What is required:
Faithfully return all lines, omitting every embedded picture.

Recorded data:
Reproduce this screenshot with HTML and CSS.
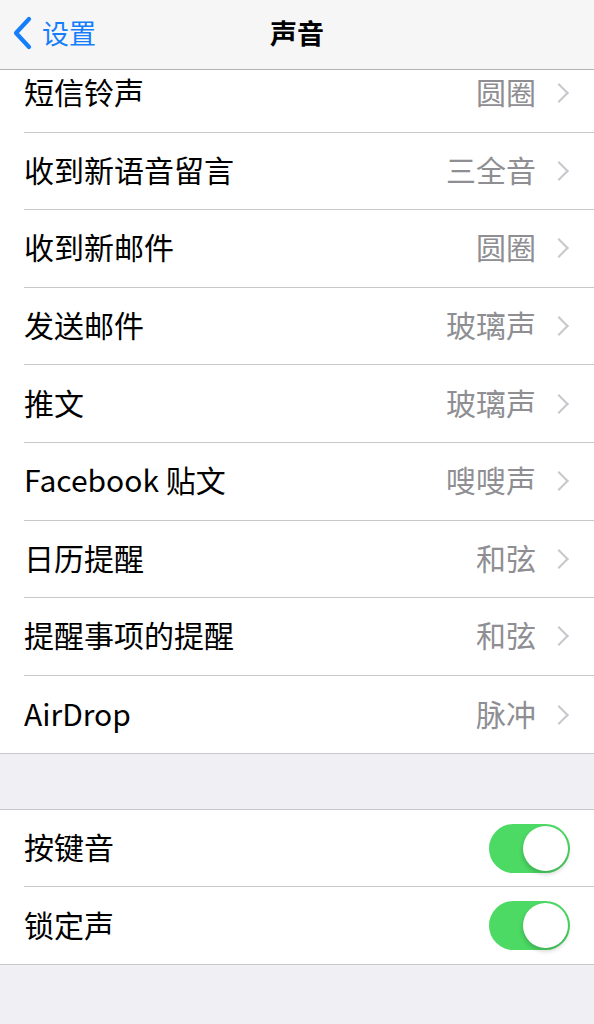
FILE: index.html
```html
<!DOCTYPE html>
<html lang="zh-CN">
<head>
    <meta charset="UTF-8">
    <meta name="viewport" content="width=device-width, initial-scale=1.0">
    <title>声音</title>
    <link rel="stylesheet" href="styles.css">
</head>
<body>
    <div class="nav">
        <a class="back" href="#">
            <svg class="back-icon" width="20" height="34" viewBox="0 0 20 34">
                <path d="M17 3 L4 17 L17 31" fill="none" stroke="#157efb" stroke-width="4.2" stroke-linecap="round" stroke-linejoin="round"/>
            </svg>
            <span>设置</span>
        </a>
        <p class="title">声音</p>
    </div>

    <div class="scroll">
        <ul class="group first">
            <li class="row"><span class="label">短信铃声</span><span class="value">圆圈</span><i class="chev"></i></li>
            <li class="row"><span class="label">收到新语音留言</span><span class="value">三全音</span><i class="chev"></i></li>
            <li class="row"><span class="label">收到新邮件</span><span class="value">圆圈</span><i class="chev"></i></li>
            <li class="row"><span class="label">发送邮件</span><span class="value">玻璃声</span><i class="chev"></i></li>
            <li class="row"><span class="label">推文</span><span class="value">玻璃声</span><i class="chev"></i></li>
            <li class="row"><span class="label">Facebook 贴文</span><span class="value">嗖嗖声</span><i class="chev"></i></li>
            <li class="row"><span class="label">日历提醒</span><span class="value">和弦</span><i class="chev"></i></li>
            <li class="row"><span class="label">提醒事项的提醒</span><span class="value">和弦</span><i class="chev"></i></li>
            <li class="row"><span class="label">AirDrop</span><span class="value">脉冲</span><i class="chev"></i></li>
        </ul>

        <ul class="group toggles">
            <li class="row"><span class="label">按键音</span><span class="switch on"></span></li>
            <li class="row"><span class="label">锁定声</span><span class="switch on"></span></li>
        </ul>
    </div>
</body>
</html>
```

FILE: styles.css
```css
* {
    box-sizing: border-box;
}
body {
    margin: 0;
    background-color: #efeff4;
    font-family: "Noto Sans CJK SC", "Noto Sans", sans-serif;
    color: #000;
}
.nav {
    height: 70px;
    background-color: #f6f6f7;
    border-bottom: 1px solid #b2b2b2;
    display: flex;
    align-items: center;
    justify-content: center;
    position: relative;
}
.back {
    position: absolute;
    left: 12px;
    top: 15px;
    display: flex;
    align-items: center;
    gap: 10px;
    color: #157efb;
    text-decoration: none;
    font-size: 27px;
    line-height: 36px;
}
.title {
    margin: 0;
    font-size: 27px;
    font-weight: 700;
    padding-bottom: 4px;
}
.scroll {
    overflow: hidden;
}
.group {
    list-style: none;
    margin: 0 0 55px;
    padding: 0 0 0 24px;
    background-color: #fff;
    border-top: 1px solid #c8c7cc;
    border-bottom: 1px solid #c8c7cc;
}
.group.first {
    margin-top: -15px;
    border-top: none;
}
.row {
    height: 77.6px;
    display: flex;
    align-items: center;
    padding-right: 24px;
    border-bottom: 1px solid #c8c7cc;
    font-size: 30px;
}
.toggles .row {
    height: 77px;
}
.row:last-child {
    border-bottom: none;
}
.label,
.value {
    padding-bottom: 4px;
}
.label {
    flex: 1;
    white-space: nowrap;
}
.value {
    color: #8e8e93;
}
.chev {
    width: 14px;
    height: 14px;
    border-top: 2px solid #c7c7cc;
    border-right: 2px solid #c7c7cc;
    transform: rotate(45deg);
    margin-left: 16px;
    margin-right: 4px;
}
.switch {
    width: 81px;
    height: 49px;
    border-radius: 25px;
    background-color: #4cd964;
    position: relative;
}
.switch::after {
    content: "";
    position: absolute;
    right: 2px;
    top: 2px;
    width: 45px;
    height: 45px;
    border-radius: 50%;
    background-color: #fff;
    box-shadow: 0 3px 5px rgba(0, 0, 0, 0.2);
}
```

Response:
Reproduce this screenshot with HTML and CSS.
FILE: index.html
```html
<!DOCTYPE html>
<html lang="zh-CN">
<head>
    <meta charset="UTF-8">
    <meta name="viewport" content="width=device-width, initial-scale=1.0">
    <title>声音</title>
    <link rel="stylesheet" href="styles.css">
</head>
<body>
    <div class="nav">
        <a class="back" href="#">
            <svg class="back-icon" width="20" height="34" viewBox="0 0 20 34">
                <path d="M17 3 L4 17 L17 31" fill="none" stroke="#157efb" stroke-width="4.2" stroke-linecap="round" stroke-linejoin="round"/>
            </svg>
            <span>设置</span>
        </a>
        <p class="title">声音</p>
    </div>

    <div class="scroll">
        <ul class="group first">
            <li class="row"><span class="label">短信铃声</span><span class="value">圆圈</span><i class="chev"></i></li>
            <li class="row"><span class="label">收到新语音留言</span><span class="value">三全音</span><i class="chev"></i></li>
            <li class="row"><span class="label">收到新邮件</span><span class="value">圆圈</span><i class="chev"></i></li>
            <li class="row"><span class="label">发送邮件</span><span class="value">玻璃声</span><i class="chev"></i></li>
            <li class="row"><span class="label">推文</span><span class="value">玻璃声</span><i class="chev"></i></li>
            <li class="row"><span class="label">Facebook 贴文</span><span class="value">嗖嗖声</span><i class="chev"></i></li>
            <li class="row"><span class="label">日历提醒</span><span class="value">和弦</span><i class="chev"></i></li>
            <li class="row"><span class="label">提醒事项的提醒</span><span class="value">和弦</span><i class="chev"></i></li>
            <li class="row"><span class="label">AirDrop</span><span class="value">脉冲</span><i class="chev"></i></li>
        </ul>

        <ul class="group toggles">
            <li class="row"><span class="label">按键音</span><span class="switch on"></span></li>
            <li class="row"><span class="label">锁定声</span><span class="switch on"></span></li>
        </ul>
    </div>
</body>
</html>
```

FILE: styles.css
```css
* {
    box-sizing: border-box;
}
body {
    margin: 0;
    background-color: #efeff4;
    font-family: "Noto Sans CJK SC", "Noto Sans", sans-serif;
    color: #000;
}
.nav {
    height: 70px;
    background-color: #f6f6f7;
    border-bottom: 1px solid #b2b2b2;
    display: flex;
    align-items: center;
    justify-content: center;
    position: relative;
}
.back {
    position: absolute;
    left: 12px;
    top: 15px;
    display: flex;
    align-items: center;
    gap: 10px;
    color: #157efb;
    text-decoration: none;
    font-size: 27px;
    line-height: 36px;
}
.title {
    margin: 0;
    font-size: 27px;
    font-weight: 700;
    padding-bottom: 4px;
}
.scroll {
    overflow: hidden;
}
.group {
    list-style: none;
    margin: 0 0 55px;
    padding: 0 0 0 24px;
    background-color: #fff;
    border-top: 1px solid #c8c7cc;
    border-bottom: 1px solid #c8c7cc;
}
.group.first {
    margin-top: -15px;
    border-top: none;
}
.row {
    height: 77.6px;
    display: flex;
    align-items: center;
    padding-right: 24px;
    border-bottom: 1px solid #c8c7cc;
    font-size: 30px;
}
.toggles .row {
    height: 77px;
}
.row:last-child {
    border-bottom: none;
}
.label,
.value {
    padding-bottom: 4px;
}
.label {
    flex: 1;
    white-space: nowrap;
}
.value {
    color: #8e8e93;
}
.chev {
    width: 14px;
    height: 14px;
    border-top: 2px solid #c7c7cc;
    border-right: 2px solid #c7c7cc;
    transform: rotate(45deg);
    margin-left: 16px;
    margin-right: 4px;
}
.switch {
    width: 81px;
    height: 49px;
    border-radius: 25px;
    background-color: #4cd964;
    position: relative;
}
.switch::after {
    content: "";
    position: absolute;
    right: 2px;
    top: 2px;
    width: 45px;
    height: 45px;
    border-radius: 50%;
    background-color: #fff;
    box-shadow: 0 3px 5px rgba(0, 0, 0, 0.2);
}
```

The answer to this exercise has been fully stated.